Алексей Толстой | страница 4
И потом глава за главой Варламов будет рисовать нам Алексея Николаевича, этого Гаргантюа и Одиссея, живавшего в Самаре и Петербурге, в Москве и Одессе, Константинополе и Париже, Берлине и Ташкенте, словно непрерывно летевшего и летевшего везде будто поверх жизни, везде на виду и везде так ловко, что история так и не сумеет ухватить его ни в обеих мировых войнах, ни в революциях, ни в бегстве, ни в возвращении, ни в голоде, ни в вихре арестов, словно оскальзываясь на его ухоженной гладкости. И сам автор книги в долгой погоне, в жесткой терпеливой «следственной» работе тоже, кажется, временами готов отступиться и сдаться.
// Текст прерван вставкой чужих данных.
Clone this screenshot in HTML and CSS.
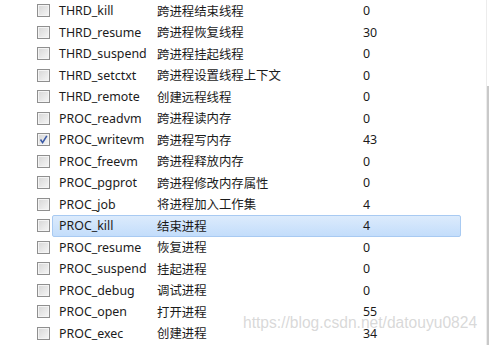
FILE: index.html
```html
<!DOCTYPE html>
<html lang="zh-CN">
<head>
    <meta charset="UTF-8">
    <meta name="viewport" content="width=device-width, initial-scale=1.0">
    <title>API 监控</title>
    <link rel="stylesheet" href="styles.css">
</head>
<body>
    <div class="panel">
        <!-- 监控项列表 -->
        <ul class="apiList">
            <li class="row"><span class="check"></span><div class="item"><span class="name">THRD_kill</span><span class="desc">跨进程结束线程</span><span class="count">0</span></div></li>
            <li class="row"><span class="check"></span><div class="item"><span class="name">THRD_resume</span><span class="desc">跨进程恢复线程</span><span class="count">30</span></div></li>
            <li class="row"><span class="check"></span><div class="item"><span class="name">THRD_suspend</span><span class="desc">跨进程挂起线程</span><span class="count">0</span></div></li>
            <li class="row"><span class="check"></span><div class="item"><span class="name">THRD_setctxt</span><span class="desc">跨进程设置线程上下文</span><span class="count">0</span></div></li>
            <li class="row"><span class="check"></span><div class="item"><span class="name">THRD_remote</span><span class="desc">创建远程线程</span><span class="count">0</span></div></li>
            <li class="row"><span class="check"></span><div class="item"><span class="name">PROC_readvm</span><span class="desc">跨进程读内存</span><span class="count">0</span></div></li>
            <li class="row"><span class="check checked"><svg width="11" height="11" viewBox="0 0 11 11"><path d="M2.5 5.5 L4.6 8.6 L8.8 1.8" fill="none" stroke="#3b5aa6" stroke-width="1.6"/></svg></span><div class="item"><span class="name">PROC_writevm</span><span class="desc">跨进程写内存</span><span class="count">43</span></div></li>
            <li class="row"><span class="check"></span><div class="item"><span class="name">PROC_freevm</span><span class="desc">跨进程释放内存</span><span class="count">0</span></div></li>
            <li class="row"><span class="check"></span><div class="item"><span class="name">PROC_pgprot</span><span class="desc">跨进程修改内存属性</span><span class="count">0</span></div></li>
            <li class="row"><span class="check"></span><div class="item"><span class="name">PROC_job</span><span class="desc">将进程加入工作集</span><span class="count">4</span></div></li>
            <li class="row"><span class="check"></span><div class="item selected"><span class="name">PROC_kill</span><span class="desc">结束进程</span><span class="count">4</span></div></li>
            <li class="row"><span class="check"></span><div class="item"><span class="name">PROC_resume</span><span class="desc">恢复进程</span><span class="count">0</span></div></li>
            <li class="row"><span class="check"></span><div class="item"><span class="name">PROC_suspend</span><span class="desc">挂起进程</span><span class="count">0</span></div></li>
            <li class="row"><span class="check"></span><div class="item"><span class="name">PROC_debug</span><span class="desc">调试进程</span><span class="count">0</span></div></li>
            <li class="row"><span class="check"></span><div class="item"><span class="name">PROC_open</span><span class="desc">打开进程</span><span class="count">55</span></div></li>
            <li class="row"><span class="check"></span><div class="item"><span class="name">PROC_exec</span><span class="desc">创建进程</span><span class="count">34</span></div></li>
        </ul>

        <!-- 滚动条 -->
        <div class="scrollTrack">
            <div class="scrollThumb"></div>
        </div>
    </div>

    <div class="watermark">https://blog.csdn.net/datouyu0824</div>
</body>
</html>
```

FILE: styles.css
```css
body {
    margin: 0;
    width: 490px;
    height: 345px;
    overflow: hidden;
    background: #ffffff;
    font-family: "Noto Sans", "Noto Sans CJK SC", sans-serif;
    font-size: 12.4px;
    color: #1b1b1b;
    position: relative;
}

.panel {
    display: flex;
    height: 345px;
}

.apiList {
    list-style: none;
    margin: 0;
    padding: 0;
    width: 487px;
}

.row {
    display: flex;
    align-items: center;
    height: 21.5px;
}

.check {
    box-sizing: border-box;
    width: 13px;
    height: 13px;
    margin-left: 37px;
    margin-right: 2px;
    border: 1px solid #8f8f8f;
    background: linear-gradient(135deg, #d6d6d6 0%, #f6f6f6 100%);
    box-shadow: inset 0 0 0 1px #f4f4f4;
    display: flex;
    align-items: center;
    justify-content: center;
}

.check svg {
    display: block;
}

.item {
    box-sizing: border-box;
    display: flex;
    align-items: center;
    width: 409px;
    height: 21.5px;
    padding-left: 6px;
    border: 1px solid transparent;
    border-radius: 2px;
}

.item.selected {
    background: linear-gradient(#dcebfc, #c3ddfb);
    border-color: #a8caf2;
}

.name {
    width: 98px;
    white-space: nowrap;
}

.desc {
    width: 206px;
    white-space: nowrap;
}

.count {
    white-space: nowrap;
}

.scrollTrack {
    width: 3px;
    border-left: 1px solid #ececec;
}

.scrollThumb {
    margin-top: 86px;
    height: 259px;
    width: 2px;
    background: #c9c9c9;
}

.watermark {
    position: absolute;
    left: 243px;
    top: 314px;
    font-family: "Liberation Sans", Arial, sans-serif;
    font-size: 15.6px;
    color: rgba(200, 200, 200, 0.7);
    white-space: nowrap;
}
```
Мы ведь всегда немного те, о ком пишем, иначе убедительности не добьешься. А тут герой часто втягивает в такие истории, что из соображений душевной гигиены лучше бы обойти, не досматривая их до конца. Но и в последней усталости, которую чувствует и читатель (при чтении и ему ведь для полного понимания надо быть Толстым), все-таки оставляет суд Богу — «кто знает, какая чаша перевесит».
Да ведь и время уже отучило нас от поспешного суда. Слишком мы много повидали в последнее время человеческой пошлости и цветного эстрадного тумана вместо истории, слишком много лжи, затмевающей, а то и вовсе скрывающей правду, чтобы не понимать брезгливости Толстого к этому прыгающему дню, который сегодня даже и не притворяется осмысленной и глубокой жизнью. Именно похожесть времен, какая-то неумная повторительность не вразумляющей нас истории и не дает нам права на суд. Вот взгляните в начало «Хождения по мукам», в 14-й год. Ведь это зеркало.
«В последнее десятилетие с невероятной быстротой создавались грандиозные предприятия. Возникали, как из воздуха, миллионные состояния. Из хрусталя и цемента строили банки, мюзик-холлы, скейтинги, великолепные кабаки, где люди оглушались музыкой, отражением зеркал… светом, шампанским. Спешно открывались игорные клубы, дома свиданий, театры, синематографы, лунные парки с американскими удовольствиями… То было время, когда любовь, чувства добрые и здоровые считались пошлостью и пережитком; никто не любил, но все жаждали и, как отравленные, припадали ко всему острому, раздирающему внутренности… Разрушение считалось хорошим вкусом, неврастения — признаком утонченности. Этому учили модные писатели, возникавшие на один сезон из небытия».
Вот мы и вчитываемся в жизнь человека, перемогшего этот обморок, и вглядываемся — как он устоял? Будто рецепта ищем. И слыша его здоровый смех, вырывающийся из всех воспоминаний, понимаем, что он даже не защищается им и не глумится, как многим казалось, а благословляет жизнь, которая выше и дальше этих больных мимолетностей. Только одним этим пониманием, увы, не спасешься. И мы бы рады посмеяться над своим затейливым временем, да смех в нас застревает, и мы торопимся вместе с Варламовым поискать в Толстом ответов поопределеннее смеха, увидеть, что питало его оптимизм в глубине сердца.